My writing work evolves by its forms: it can be a book but can also involve sounds and visuals. If one morning I do not feel like writing, I work on sounds, and if it does not suit me I move to a visual work. The advantage is that these different forms feed on each other. A writing idea can generate a breakthrough for a text; a sound composition can give me an idea for a visual work. Distraction serves me as a source for me to be constantly moving between these different forms of writing.

What are the most important conclusions you've drawn from the changes in the publishing landscape? How do they affect your writing? What role do social media play for your approach?

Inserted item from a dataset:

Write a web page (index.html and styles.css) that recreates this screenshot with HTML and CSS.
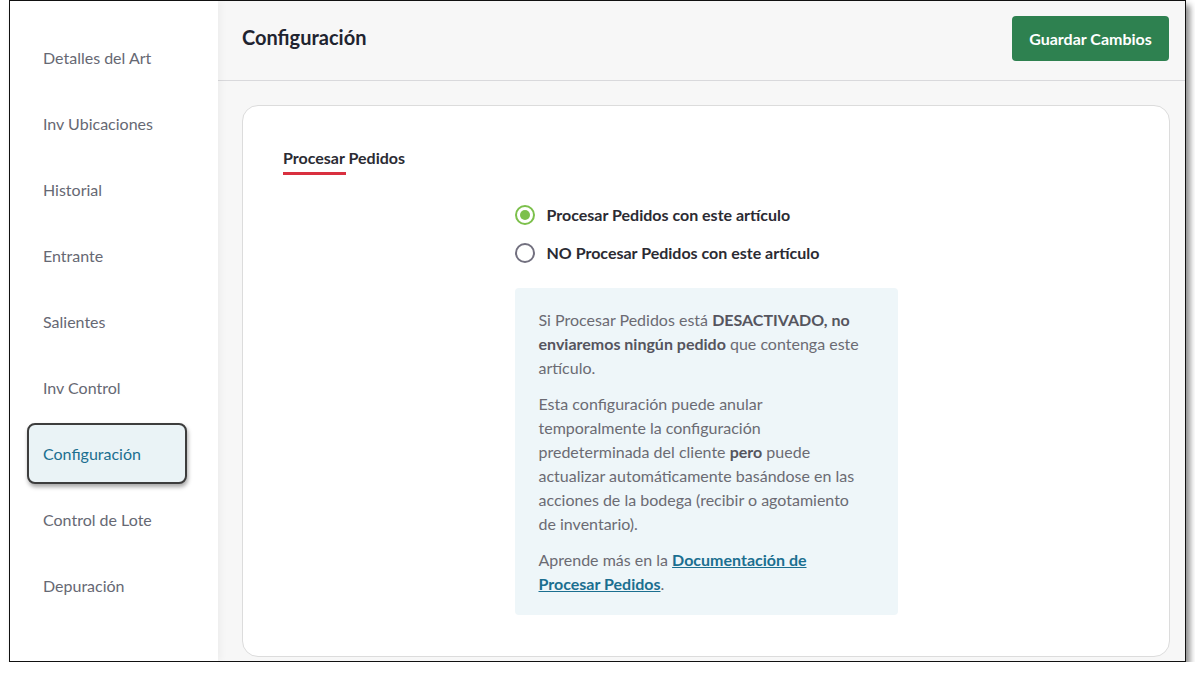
FILE: index.html
```html
<!DOCTYPE html>
<html lang="es">
<head>
<meta charset="utf-8">
<title>Configuración</title>
<link rel="stylesheet" href="styles.css">
</head>
<body>
<div class="frame">
  <nav class="sidebar">
    <a class="nav-item">Detalles del Art</a>
    <a class="nav-item">Inv Ubicaciones</a>
    <a class="nav-item">Historial</a>
    <a class="nav-item">Entrante</a>
    <a class="nav-item">Salientes</a>
    <a class="nav-item">Inv Control</a>
    <a class="nav-item active">Configuración</a>
    <a class="nav-item">Control de Lote</a>
    <a class="nav-item">Depuración</a>
  </nav>
  <main class="main">
    <header class="header">
      <h1 class="title">Configuración</h1>
      <a class="btn-save" role="button">Guardar Cambios</a>
    </header>
    <section class="card">
      <div class="tab">Procesar Pedidos</div>
      <div class="content">
        <div class="options">
          <label class="option">
            <span class="radio checked"></span>
            <span>Procesar Pedidos con este artículo</span>
          </label>
          <label class="option">
            <span class="radio"></span>
            <span>NO Procesar Pedidos con este artículo</span>
          </label>
        </div>
        <div class="info">
          <p>Si Procesar Pedidos está <strong>DESACTIVADO, no enviaremos ningún pedido</strong> que contenga este artículo.</p>
          <p>Esta configuración puede anular temporalmente la configuración predeterminada del cliente <strong>pero</strong> puede actualizar automáticamente basándose en las acciones de la bodega (recibir o agotamiento de inventario).</p>
          <p>Aprende más en la <a class="link">Documentación de Procesar Pedidos</a>.</p>
        </div>
      </div>
    </section>
  </main>
</div>
</body>
</html>
```
FILE: styles.css
```css
* { box-sizing: border-box; }
html, body { margin: 0; padding: 0; background: #fff; }
body {
  font-family: Lato, "Open Sans", "Liberation Sans", sans-serif;
  padding-left: 9px;
}
.frame {
  width: 1177px;
  height: 662px;
  border: 1px solid #111;
  display: flex;
  box-shadow: 4px 5px 6px rgba(0,0,0,0.45);
  background: #f7f7f7;
  overflow: hidden;
}
.sidebar {
  width: 208px;
  flex: none;
  background: #fff;
  padding-top: 23px;
  display: flex;
  flex-direction: column;
  box-shadow: 2px 0 8px rgba(0,0,0,0.05);
  position: relative;
  z-index: 1;
}
.nav-item {
  display: flex;
  align-items: center;
  height: 66px;
  padding-left: 33px;
  font-size: 16px;
  color: #666873;
  text-decoration: none;
}
.nav-item.active {
  height: 61px;
  width: 160px;
  margin: 3px 0 2px 17px;
  padding-left: 14px;
  border: 2px solid #3d3d3d;
  border-radius: 8px;
  background: #eaf3f6;
  color: #1b6f90;
  box-shadow: 1px 3px 4px rgba(0,0,0,0.35);
}
.main {
  flex: 1;
  display: flex;
  flex-direction: column;
  background: #f7f7f7;
}
.header {
  height: 80px;
  border-bottom: 1px solid #d9d9dc;
  display: flex;
  align-items: center;
  justify-content: space-between;
  padding: 0 16px 4px 24px;
}
.title {
  margin: 0 0 3px;
  font-size: 20px;
  font-weight: 700;
  color: #1f2430;
}
.btn-save {
  display: flex;
  align-items: center;
  justify-content: center;
  width: 157px;
  height: 45px;
  border-radius: 4px;
  background: #2e8150;
  color: #fff;
  font-size: 16px;
  font-weight: 700;
  text-decoration: none;
}
.card {
  margin: 24px 15px 0 24px;
  height: 552px;
  background: #fff;
  border: 1px solid #dcdcdc;
  border-radius: 16px;
  padding: 42px 40px 0 40px;
}
.tab {
  display: inline-block;
  font-size: 16px;
  font-weight: 700;
  color: #2b2b33;
  line-height: 20px;
  position: relative;
  padding-bottom: 6px;
}
.tab::after {
  content: "";
  position: absolute;
  left: 0;
  bottom: -1px;
  width: 63px;
  height: 3px;
  background: #d9303f;
}
.content {
  width: 383px;
  margin: 31px auto 0;
}
.options {
  display: flex;
  flex-direction: column;
  gap: 18px;
  margin-bottom: 25px;
}
.option {
  display: flex;
  align-items: center;
  gap: 12px;
  font-size: 16px;
  font-weight: 700;
  color: #2b2b33;
  line-height: 20px;
}
.radio {
  width: 20px;
  height: 20px;
  border-radius: 50%;
  border: 2px solid #72707f;
  flex: none;
  position: relative;
}
.radio.checked {
  border-color: #7cc04b;
}
.radio.checked::after {
  content: "";
  position: absolute;
  left: 3px;
  top: 3px;
  width: 10px;
  height: 10px;
  border-radius: 50%;
  background: #7cc04b;
}
.info {
  background: #eef6f9;
  border-radius: 4px;
  padding: 20px 35px 19px 24px;
  font-size: 16px;
  line-height: 24px;
  color: #6b6b73;
}
.info p { margin: 0 0 12px; }
.info p:last-child { margin-bottom: 0; }
.info strong { color: #55555e; }
.link {
  color: #1b6f90;
  font-weight: 700;
  text-decoration: underline;
}
```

I was not really upset by the changes in the publishing landscape because I have always navigated between different media. My first books were accompanied by CDs. New media represent new opportunities for publications and simultaneously the constraints of purely textual formats. As a result, I see the combination of textual and visual subjects as being appropriate to Facebook or Instagram.

How do you work with sense impressions in your writing? From your experience, what are some of the most inspiring overlaps between different senses - and what do they tell us about the way our senses work?

I have a truly objectivist approach to art in general, and literature in particular. I consider that by deploying the minimum of sensibility in my work I’m giving more opportunity to the reader, the spectator, the person who receives the work, to play with his/her own senses. In short, "the less I am in the work, the more can be expressed.”

Art can be a purpose in its own right, but it can also directly feed back into everyday life, take on a social and political role and lead to more engagement. Can you describe your approach to art and being an artist?

The first question I asked myself when I started writing was this one: what are the texts that everyone reads? What are the writings we all share, regardless of our social status, level of education, or relationship to books and literature?

For me, the cash receipts are a good example. Everyone comes across them throughout their existence. It is a form of writing and I decided to work with this form of “popular” text. As soon as you touch language you end up being political in some ways - you manipulate the basic form on which communities are built and develop a sense of togetherness.

It is remarkable, in a way, that we have arrived in the 21st century with the basic concept of writing and storytelling still intact. Do you have a vision of literature, an idea of what it could be beyond its current form?

I do not have a vision because that would imply that I want to impose on the future form of literature. Literature invents itself, its own future, and writers are the means.